Shayla Walmsley explores why pension funds should invest in UK residential - but not just yet.

Here are two good reasons not to invest in UK market-rent residential - at least not for the next few years. First, to deliver income, yields need to be considerably higher than their current 3% when commercial yields are around double that figure. Second, the return will depend on the acquisition and sale price - and house prices will likely fall next year, pushed down by unemployment, weak earnings growth and a near-absence of mortgage finance.

That, in short, was the case made by Schroder Property research head Mark Callender at the recent IPD/IPF Property Investment Conference. Even if the rented sector is growing, with 71% of new households moving into the private rental sector, Callender described the UK housing market as "sclerotic", characterised by "frustrated buyers and accidental landlords".

Distinguishing between housing demand and housing need, he said the UK residential market was still fundamentally overpriced and that mortgage deposits required by first-time buyers were close to annual earnings. Although he welcomed the government's announcement of what amounts to a 95% mortgage guarantee, Callender told IP Real Estate that the UK would still need 80,000 new buyers coming into the market each year and that, in recent years, the number has been closer to 40,000.

His conclusion? "Now is not the time to invest in market rent residential."

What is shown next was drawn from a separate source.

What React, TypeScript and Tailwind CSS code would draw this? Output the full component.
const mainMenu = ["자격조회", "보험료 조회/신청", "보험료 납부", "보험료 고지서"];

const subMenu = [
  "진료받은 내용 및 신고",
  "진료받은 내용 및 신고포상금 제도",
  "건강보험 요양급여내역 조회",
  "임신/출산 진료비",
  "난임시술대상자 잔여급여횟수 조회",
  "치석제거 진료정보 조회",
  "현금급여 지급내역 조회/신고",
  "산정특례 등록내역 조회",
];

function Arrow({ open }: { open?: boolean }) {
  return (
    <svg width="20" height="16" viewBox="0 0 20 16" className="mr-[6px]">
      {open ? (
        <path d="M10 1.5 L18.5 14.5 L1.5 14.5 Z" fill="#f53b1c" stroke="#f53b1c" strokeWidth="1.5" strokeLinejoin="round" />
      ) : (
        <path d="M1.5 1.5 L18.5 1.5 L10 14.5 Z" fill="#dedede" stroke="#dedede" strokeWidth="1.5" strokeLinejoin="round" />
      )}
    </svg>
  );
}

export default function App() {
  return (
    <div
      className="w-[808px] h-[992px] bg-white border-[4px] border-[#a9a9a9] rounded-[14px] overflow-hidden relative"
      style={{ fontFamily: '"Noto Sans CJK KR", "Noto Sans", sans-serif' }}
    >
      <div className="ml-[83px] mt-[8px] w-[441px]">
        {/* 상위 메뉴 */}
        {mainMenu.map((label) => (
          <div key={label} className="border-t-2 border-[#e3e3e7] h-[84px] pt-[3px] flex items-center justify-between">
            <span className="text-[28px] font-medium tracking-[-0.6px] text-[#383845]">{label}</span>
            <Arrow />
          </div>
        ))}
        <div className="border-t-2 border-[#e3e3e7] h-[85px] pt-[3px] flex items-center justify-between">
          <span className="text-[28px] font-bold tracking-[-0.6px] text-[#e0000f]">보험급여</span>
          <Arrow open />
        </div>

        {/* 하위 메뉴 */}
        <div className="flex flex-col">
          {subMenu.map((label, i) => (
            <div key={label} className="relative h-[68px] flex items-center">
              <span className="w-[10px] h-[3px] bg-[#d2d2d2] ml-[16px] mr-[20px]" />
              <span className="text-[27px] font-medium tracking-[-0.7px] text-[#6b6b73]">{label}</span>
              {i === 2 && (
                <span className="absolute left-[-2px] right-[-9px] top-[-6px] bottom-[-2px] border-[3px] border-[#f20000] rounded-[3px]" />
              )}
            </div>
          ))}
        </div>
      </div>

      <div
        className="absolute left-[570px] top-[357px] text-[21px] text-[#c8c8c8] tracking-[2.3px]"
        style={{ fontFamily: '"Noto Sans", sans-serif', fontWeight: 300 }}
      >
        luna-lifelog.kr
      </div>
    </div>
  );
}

But is he right? He's certainly not alone. Asked whether he saw traction in private-rented residential funds at a British Property Federation event this week, Helical Bar chief executive Mike Slade said: "Why not? Pension funds want to do it. Every other country does it. But there is evidence in the marketplace of the private rented sector overheating. Renters will suffer the same problems as owners."

The difference between optimists and pessimists for the UK residential market is timing. Callender hasn't given up on UK residential in principle. In the long term, demand and a chronic lack of supply will make residential more attractive, "but that's five years hence".

In the optimists' camp, CBRE executive director Chris Lacey claimed investors were "seeing an opportunity in the UK residential market far greater than they've ever seen before - but it needs new funds and allocations to soak it up". In the US, he said, residential is already a significant part of the market, pointing to the growth of multi-family build-to-let. Yet fewer than two decades ago, the US was in a similar position to the UK's now.

Also on the optimists' side is what Grainger executive property director Nick Jopling has identified as a demographic culture shift away from home ownership, for decades a secular national religion. "Once [the shift] starts, it will be the way forward," he said.

But that's another longer-term trend. In the meantime, there is much talk and a little activity around residential funds. "Within 12 months, we'll see a few of them," said Lacey. "It's like the first call in student housing: the first move is always the hardest."

In fact, there are already signs of investor activity. At the prime end, Cordea Savills prime London residential fund is targeting Asian investors with a model based on joint ventures and pre-construction commitments. But even some prime developers are sceptical that bubbly Mayfair and Belgravia prices can continue to rise, and central London, driven by One Hyde Park, has upped the pricing ante for not-quite-as-superprime assets.

Somewhere in the middle, an eight-year £150m (€170m) build-to-let fund announced by UK property firm Grainger and French construction firm Bouygues is targeting the commuter belt around London with 1,000 new units, avoiding prime sites to mitigate the yield-damaging impact of prohibitive upfront costs. Construction of the first assets will begin in Q1 2012.

Other fund managers are looking at non-traditional strategic options for generating yields above 3%. The paucity of balance-sheet equity and bank debt provides an opportunity for pension fund and other institutional investors to participate in the residential market either via forward commitments or joint ventures - much as Cordea Savills has - then keeping the asset once it is built. For developers, it offers a de-risking opportunity. For investors it gives access to assets at scale - and, as a result of sharing in the developer's profits, a potential yield of 4.5-5%.

Even sceptical Schroder Property reckons a government policy to donate local authority land to housebuilding could provide an opportunity for it to participate in UK residential. If land accounts for a third of the finished unit price, Schroders is looking at funding the development of units that local authorities would subsequently sell in the private market. It gives the institution an exit and involves profit-sharing with local government.

"It's potentially attractive because housebuilders at the moment are not prepared to pay for sites," said Callender. Although the model is as yet unproven, if Schroders opts for it, it will do so within the next year or two.